I want Blood & Chrome to be successful. It's a bad time for science fiction on TV. We had over two decades of successful space opera on television, from Star Trek: The Next Generation until the cancellations of Stargate Universe and Caprica, with all the Babylon 5s and Farscapes and Fireflys and Battlestar Galacticas in-between, but now, now there's nothing. So I can't help but get excited when Blood & Chrome opens with young Bill Adama fighting off two Cylon raiders in a tense dogfight. Even though the action-packed dogfights aren't necessarily the reason I like space operas, it's just good to see that kind of thing again.

Blood & Chrome is certainly competent. Slick, even. That dogfight? It takes place against a colorful backdrop, with special effects well in advance of Battlestar Galactica's. All the actors are good, with Young Adama also easy on the eyes if you're into such things.
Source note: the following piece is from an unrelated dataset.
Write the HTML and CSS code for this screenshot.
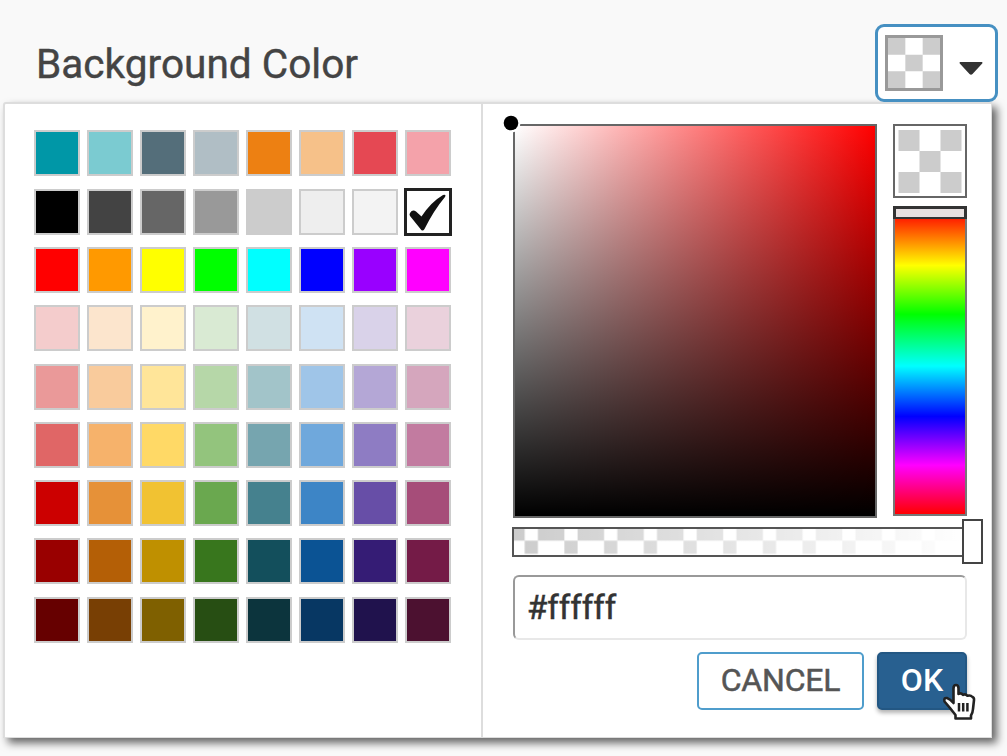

The narrative has momentum, with very little downtime. Compared to the magnificent Battlestar Galactica pilot, B&C suffers, but compared to virtually any other science fiction pilot, it's quite good as a self-contained story.

But “slickness” isn't necessarily a compliment. It also means that Blood & Chrome is thoroughly unchallenging. Our hero, Young Adama, is a cocky flyboy just out of the academy, going out on his first mission. Can you predict almost everything that happens just from that point on. Does Adama get orders that he doesn't expect, preventing him from immediately becoming the best Viper pilot in the fleet? Is there a grumpy but still helpful veteran who delivers a pile of exposition to Adama? Does Adama meet a cynical, depressed, but ultimately wise co-pilot whose grudging respect he earns over the episode's course? Are there a hell of a lot of explosions along the way? Does the mysterious woman who controls Adama's mission have a secret, multiple secrets, even sexy secrets? And is there a nonsensical twist at the end, that also includes an opening for an open-ended TV series? If you answered “yes” to all of these questions, you've either seen Blood & Chrome, or you've ever in your life seen a TV show, movie, or video game.

This is Battlestar Galactica reimagined as the badass action movie it pretended to be at times. The ratio of CGI-to-live-action in this pilot is higher than probably any single episode of BSG. There are no moral, religious, or philosophical questions raised here. It's just go go go, boom boom boom, lens flare lens flare lens flare. I worry that the reaction to the reputedly quite slow Caprica has been to go too far the other way. BSG succeeded by combining its philosophical debates with the practical, potentially violent results of those debates. That tension is missing.

In addition to having to deal with the specters of the two previous Battlestar Galactica shows in the past decade, Blood & Chrome also has issues dealing with the in-universe chronology of being set between BSG and Caprica. We know that those shows had an overarching narrative about the creation and nature of the Cylons. So moments that should be really surprising and cool, like the characters discovering that Cylon “spare part” storage means human-looking limbs in a freezer, are as expected as the going-through-the-motions story of Adama maturing on his first mission.

And then there's the baggage of simply being a Battlestar Galactica show, after that ending. I thought I was ready for more BSG, I really did. It's been four years since I saw “Daybreak” and felt that wonderful intense feeling of betrayal that only serialized stories going completely off the rails can give. It took a couple of years for me to want more Battlestar of any kind, years that meant I skipped Caprica.

But Blood & Chrome revels in the symbolic visuals of BSG. It's not just the machines—the Vipers and Raptors and Galactica itself—but it's also the way the shots are framed, and the characters are introduced (or not introduced). The characters on Galactica who aren't Adama and his co-pilot are painted in the broadest of strokes, as if they're inherently interesting just because they're occupying the same physical spaces and uniforms as Chief Tyrol and Apollo and Starbuck and Helo and Tigh and the rest. Five or six characters have a few lines and seem to fill necessarily roles, but as people they barely register, despite the ending giving the impression that if this goes to series, these pilots and officers are going to be the new series regulars.

These symbolic introductions may work really well, if you're one of the people who has an uncomplicated relationship with the symbols of Battlestar Galactica. But I'm not one of those people, as much as I may wish that I was. I wanted Blood & Chrome to convince me that it was worth going back to this setting. Instead it merely assumes that it's a good idea to do so, and that it can kick a lot of ass along the way. I'm skeptical, but I would really like for Blood & Chrome to have the chance to become something more.

Stray Observations:

  • I was a bit worried about the YouTube episodic structure, but the breaks are simply where commercials would have gone had it initially aired, instead of dividing 10 different mini-episodes. Had I watched on a weekly release basis it might have been more frustrating.
  • Becca's husband being the Colonial Fleet's Pat Tillman is a nice nod to the original BSG's occasionally excessive metaphors for the American War On Terror.
  • But far nicer was getting Tricia Helfer to do the “Are you alive?” voice at the end. Not surprising, but still fun.
  • How perfect is it that a pilot for a new BSG series has a ending twist that makes absolutely no sense? If the military brass knew that the mission Adama was on was a fraud, what possible good did it do for them to go on the mission? How is that not a total waste of resources and crew?